--- start Collected material ---
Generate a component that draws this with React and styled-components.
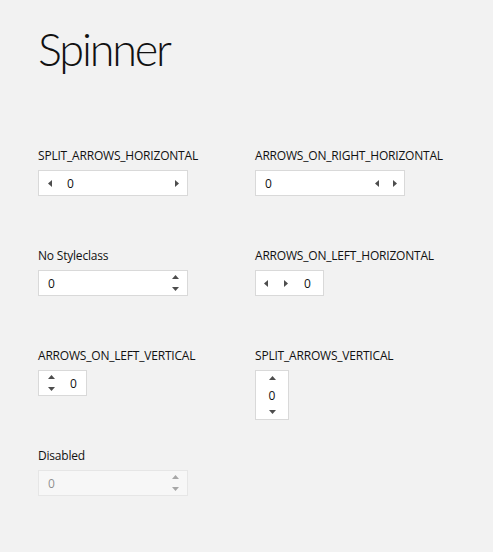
import React from 'react';
import styled, { createGlobalStyle, css } from 'styled-components';

const GlobalStyle = createGlobalStyle`
  html, body {
    margin: 0;
    background: #f2f2f2;
  }
  body {
    font-family: "Open Sans", "Noto Sans", "Liberation Sans", sans-serif;
    color: #111;
  }
`;

const Page = styled.div`
  width: 493px;
  height: 552px;
  padding: 0 0 0 38px;
  box-sizing: border-box;
  overflow: hidden;
`;

const Title = styled.h1`
  margin: 0;
  padding-top: 23px;
  font-family: Lato, "Open Sans", sans-serif;
  font-size: 45px;
  font-weight: 300;
  line-height: 52px;
  letter-spacing: -2.2px;
`;

const Grid = styled.div`
  display: grid;
  grid-template-columns: 217px 217px;
  grid-auto-rows: 100px;
  margin-top: 72px;
`;

const Cell = styled.div`
  display: flex;
  flex-direction: column;
  align-items: flex-start;
`;

const Label = styled.div`
  font-size: 12px;
  line-height: 16px;
  height: 16px;
  margin: 1px 0 6px;
  letter-spacing: -0.2px;
  white-space: nowrap;
`;

const Box = styled.div`
  display: flex;
  flex-direction: ${p => (p.$column ? 'column' : 'row')};
  align-items: stretch;
  width: ${p => p.$w}px;
  height: ${p => p.$h || 26}px;
  box-sizing: border-box;
  background: #fff;
  border: 1px solid #d9d9d9;
  ${p => p.$disabled && css`
    opacity: 0.45;
  `}
`;

const Value = styled.div`
  flex: 1;
  display: flex;
  align-items: center;
  justify-content: ${p => (p.$center ? 'center' : 'flex-start')};
  padding-left: ${p => p.$pad || 0}px;
  font-size: 12px;
  color: #111;
`;

const Btn = styled.div`
  flex: 0 0 ${p => p.$size}px;
  display: flex;
  align-items: center;
  justify-content: center;
`;

const Stack = styled.div`
  flex: 0 0 ${p => p.$size}px;
  display: flex;
  flex-direction: column;
  justify-content: center;
  align-items: center;
  gap: 8px;
`;

const Arrow = ({ dir }) => {
  const pts = {
    left: '4,0 4,7 0,3.5',
    right: '0,0 0,7 4,3.5',
    up: '3.5,0 7,4 0,4',
    down: '0,0 7,0 3.5,4',
  }[dir];
  const horiz = dir === 'left' || dir === 'right';
  return (
    <svg width={horiz ? 4 : 7} height={horiz ? 7 : 4} viewBox={horiz ? '0 0 4 7' : '0 0 7 4'}>
      <polygon points={pts} fill="#4d4d4d" />
    </svg>
  );
};

const Spinner = ({ kind, disabled }) => {
  switch (kind) {
    case 'split-h':
      return (
        <Box $w={150}>
          <Btn $size={21}><Arrow dir="left" /></Btn>
          <Value $pad={7}>0</Value>
          <Btn $size={21}><Arrow dir="right" /></Btn>
        </Box>
      );
    case 'right-h':
      return (
        <Box $w={150}>
          <Value $pad={9}>0</Value>
          <Btn $size={18}><Arrow dir="left" /></Btn>
          <Btn $size={18}><Arrow dir="right" /></Btn>
        </Box>
      );
    case 'left-h':
      return (
        <Box $w={69}>
          <Btn $size={20}><Arrow dir="left" /></Btn>
          <Btn $size={20}><Arrow dir="right" /></Btn>
          <Value $pad={8}>0</Value>
        </Box>
      );
    case 'left-v':
      return (
        <Box $w={49}>
          <Stack $size={24}><Arrow dir="up" /><Arrow dir="down" /></Stack>
          <Value $pad={7}>0</Value>
        </Box>
      );
    case 'split-v':
      return (
        <Box $w={34} $h={50} $column>
          <Btn $size={14}><Arrow dir="up" /></Btn>
          <Value $center>0</Value>
          <Btn $size={14}><Arrow dir="down" /></Btn>
        </Box>
      );
    default:
      return (
        <Box $w={150} $disabled={disabled}>
          <Value $pad={9}>0</Value>
          <Stack $size={24}><Arrow dir="up" /><Arrow dir="down" /></Stack>
        </Box>
      );
  }
};

const items = [
  { label: 'SPLIT_ARROWS_HORIZONTAL', kind: 'split-h' },
  { label: 'ARROWS_ON_RIGHT_HORIZONTAL', kind: 'right-h' },
  { label: 'No Styleclass', kind: 'plain' },
  { label: 'ARROWS_ON_LEFT_HORIZONTAL', kind: 'left-h' },
  { label: 'ARROWS_ON_LEFT_VERTICAL', kind: 'left-v' },
  { label: 'SPLIT_ARROWS_VERTICAL', kind: 'split-v' },
  { label: 'Disabled', kind: 'plain', disabled: true },
];

export default function App() {
  return (
    <>
      <GlobalStyle />
      <Page>
        <Title>Spinner</Title>
        <Grid>
          {items.map(it => (
            <Cell key={it.label}>
              <Label>{it.label}</Label>
              <Spinner kind={it.kind} disabled={it.disabled} />
            </Cell>
          ))}
        </Grid>
      </Page>
    </>
  );
}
--- end Collected material ---
**Direction**
Copy each line of the listing that includes "styled".

**Problem solution**
Generate a component that draws this with React and styled-components.
import styled, { createGlobalStyle, css } from 'styled-components';
const Page = styled.div`
const Title = styled.h1`
const Grid = styled.div`
const Cell = styled.div`
const Label = styled.div`
const Box = styled.div`
const Value = styled.div`
const Btn = styled.div`
const Stack = styled.div`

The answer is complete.